TMC a aussi indiqué vendredi que la capacité offerte par le projet était principalement répartie entre 11 expéditeurs qui ont pris des engagements « en vue d’utiliser 80 % de la capacité disponible dans le cadre de contrats de transport fermes à long terme d’une durée de 15 et de 20 ans ». Au moment où la planète doit réduire sa dépendance aux énergies fossiles, l’entreprise est donc assurée de pouvoir transporter annuellement au moins 260 millions de barils de pétrole, et ce, pour plusieurs années.
« Intérêt national »
Une fois achevé, le duo de pipelines (qui comprend un pipeline construit en 1953) transportera 890 000 barils de pétrole brut albertain par jour, soit 325 millions de barils par année, jusqu’à un port situé près de Vancouver. Le projet fera donc tripler le débit de pétrole et multipliera par sept le nombre de pétroliers chargés dans la région de Vancouver, qui passera de 5 à 34 bateaux par mois. Ces navires traverseront notamment l’habitat essentiel des épaulards résidents du Sud, une population de cétacés au seuil de l’extinction.
Si TMC parvient à utiliser le pipeline à son maximum, soit pour transporter 325 millions de barils par jour, le pétrole qui serait exporté chaque année grâce à cette infrastructure pourrait produire plus de 125 millions de tonnes de gaz à effet de serre (GES) annuellement. Ce calcul tient seulement compte des émissions générées lors de l’utilisation de la ressource. Selon les données de l’Agence de protection de l’environnement des États-Unis, chaque baril de pétrole brûlé génère 0,43 tonne de GES, et à l’heure actuelle, 90 % du pétrole utilisé dans le monde est brûlé.
Réagissant à la mise à jour du projet d’exportation d’énergies fossiles, la ministre des Finances, Chrystia Freeland, s’est voulue rassurante. « Le gouvernement fédéral a fait l’acquisition de TMC et du projet d’agrandissement du réseau de Trans Mountain en 2018, en sachant qu’il faisait alors un investissement important et nécessaire ù un investissement dans l’intérêt national qui permettra d’accroître la souveraineté et la résilience du Canada et de l’économie canadienne », a-t-elle soutenu dans une déclaration écrite.
« Une fois terminé, le projet d’agrandissement du réseau de Trans Mountain permettra au Canada de recevoir une juste valeur marchande pour ses ressources alors que nous travaillons à atteindre la carboneutralité d’ici 2050 », a-t-elle ajouté.
« Perte nette »
En juin dernier, le directeur parlementaire du budget a toutefois publié un rapport qui concluait que l’expansion du pipeline ne serait pas rentable pour le gouvernement fédéral. « La décision prise par le gouvernement en 2018 d’acquérir, d’agrandir, d’exploiter puis de céder les actifs du réseau de pipelines Trans Mountain occasionnera une perte nette pour le gouvernement fédéral », pouvait-on lire dans le document. Ce rapport s’appuyait sur le coût évalué à l’époque à 21,4 milliards de dollars.

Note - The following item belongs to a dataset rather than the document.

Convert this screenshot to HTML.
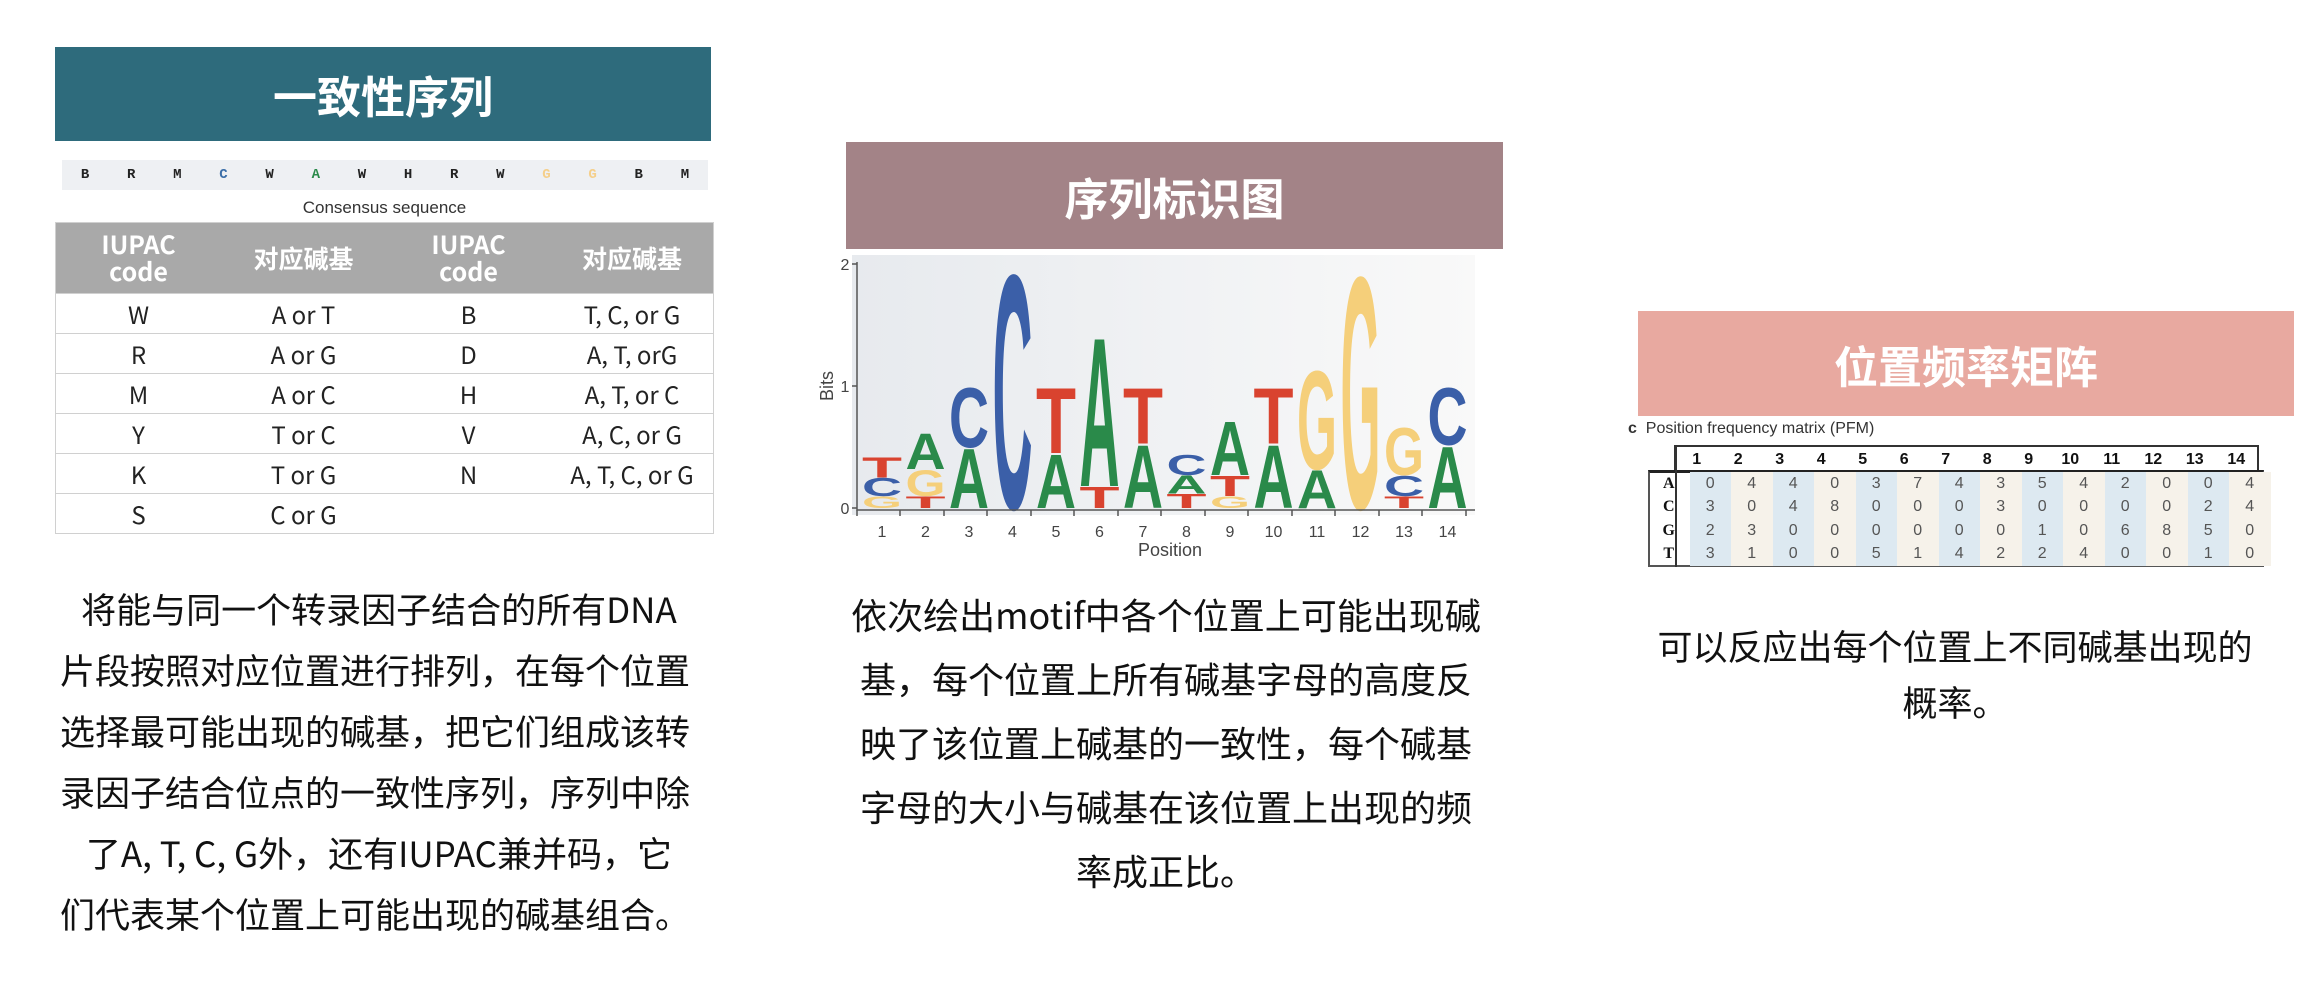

Selon une étude publiée au printemps 2021 (soit près de deux ans avant la mise à jour de vendredi) par une équipe de chercheurs de l’Université Simon Fraser, en Colombie-Britannique, les Canadiens risquent de perdre plus de 12 milliards de dollars avec le projet d’agrandissement du pipeline Trans Mountain. D’après les différents scénarios évalués, les pertes pourraient varier entre 3,2 milliards et plus de 18,5 milliards. Quel que soit le scénario, aucun n’a montré que le projet pourrait générer un bénéfice pour le gouvernement.
Le porte-parole de Greenpeace, Patrick Bonin, a réaffirmé vendredi que le projet était une erreur. « L’achat de ce pipeline est l’une des pires décisions jamais prises par le gouvernement canadien en matière d’infrastructures. Trans Mountain a toujours été un désastre en regard de la crise climatique, mais il est maintenant clair que c’est un crime économique, alors que 30 milliards de dollars canadiens de fonds publics ont été volés et ne pourront pas être utilisés pour financer les vraies solutions climatiques. »
Le gouvernement Trudeau a dû aller jusqu’en Cour suprême pour défendre ce projet de développement en faveur de l’industrie des énergies fossiles, en raison de l’opposition de la Colombie-Britannique. La Cour suprême a finalement jugé en janvier 2020 que seul le gouvernement fédéral pouvait réglementer le transport interprovincial de pétrole, notamment en vue de son exportation.